Doch nicht nur Tilllate leidet unter Besucherrückgang: Bei Partyguide.ch, punkto Reichweite die Nummer 2 unter den Partyportalen, sackte die Anzahl Seitenaufrufe in den letzten 9 Monaten um rund ein Drittel ein – auch die Reichweite (Unique Clients) ist rückläufig. Nicht viel besser läuft es auch dem Party- und People-Portal LautundSpitz.ch. Einzig das kleinere Portal Usgang.ch konnte sein Publikum im Vorjahresvergleich ein wenig ausbauen.
Medienhäuser stiegen auf den Partyzug auf
Pikant: Just in jener Phase, in der die Portale Abnützungserscheinungen zeigen, sind die grossen Medienhäuser auf den Partyzug aufgestiegen. Im Herbst des letzten Jahres hat sich Tamedia, der auch Redaktion Tamedia angehört, am Schweizer Tilllate-Portal zu 15 Prozent beteiligt. Im Mai 2008 stockte sie Ihre Anteile auf 35 Prozent auf. Im Gegenzug übernahm im September 2008 der Axel Springer-Verlag die Partyportale Usgang.ch und Partyguide.ch.
Laut Urs Gasser, Professor der Universität St.Gallen und Verfasser des Buches «Generation Internet», kommt der Einstieg der Verlage zur Unzeit: «Ich wage zu behaupten, dass die Medienhäuser aufs falsche Pferd gesetzt haben.» Gasser ist skeptisch, dass die Fotoplattformen in der heutigen Form überhaupt überleben werden: «Die Partyportale sind stark kommerzialisiert und werden kaum mehr von der Community betrieben. Das macht sie für die jungen Nutzer uninteressant.» Letztlich sei es interessanter auf Facebook oder StudiVZ Bilder auszutauschen, da dort mehr Interaktion in einem festen Beziehungsrahmen stattfinde.
Auch Partyveranstalter finden die Partyportale nicht mehr wichtig. «Sie haben lange davon gelebt, dass sie in gewisser Weise Opinion Leader waren: Tilllate und Co. sagten, wo eine tolle Party stattfinden wird und dokumentierten dies mit Bildern», sagt Michel Pernet von der Agentur Blofeld Entertainment. Heute jedoch reiche dies nicht mehr aus. Was sich die Partygänger wünschten, sei mehr Orientierung: «Gefragt sind heute starke Inhalte, Partyportale müssen sich deshalb eine Redaktion zulegen.»

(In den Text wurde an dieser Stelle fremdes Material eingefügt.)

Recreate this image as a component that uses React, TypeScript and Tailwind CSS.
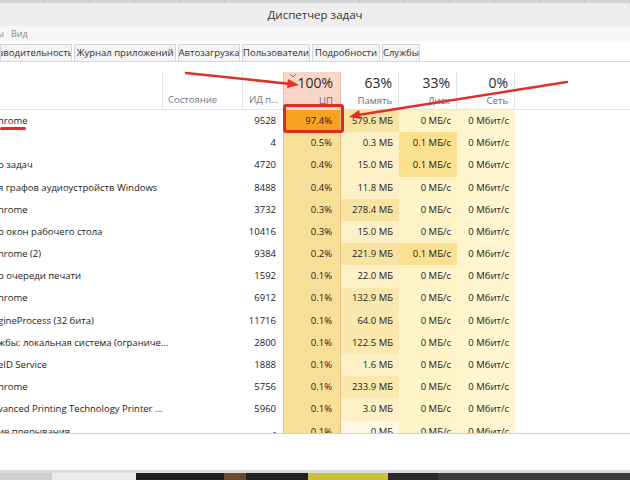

Integration in Soziale Netzwerke als Ausweg
Facebook und andere Social Networking-Plattformen bloss als Totengräber der Partyportale zu sehen, wäre allerdings zu einfach: «Wir sehen Facebook nicht als Gefahr, sondern vor allem als Chance», sagt Markus Popp von Tilllate. Sein Unternehmen berichtet monatlich über fast 10'000 Events und stellt rund eine Million Fotos ins Netz. Entscheidend sei, die Fotos mit der sozialen Interaktion von Facebook zu verknüpfen: «Ob jemand auf Facebook ein neues Profilbild gesetzt hat ist no news; ob jemand eine gute Party am Vorabend hatte, ist wesentlich spannender.»
Auch laut HSG-Professor Urs Gasser hängt das Überleben der Fotoplattformen davon ab, ob sie es schaffen, ihre Inhalte auf Plattformen wie Facebook zu transformieren. Nicht zuletzt auch die Medienhäuser stehen in der Pflicht: «Die Verlage täten gut daran, ihre Portale in dieser Hinsicht weiterzuentwickeln, statt weiter etablierte Plattformen zu kaufen.» Nur so könnten sie mit dem schnelllebigen Online-Geschäft Schritt halten.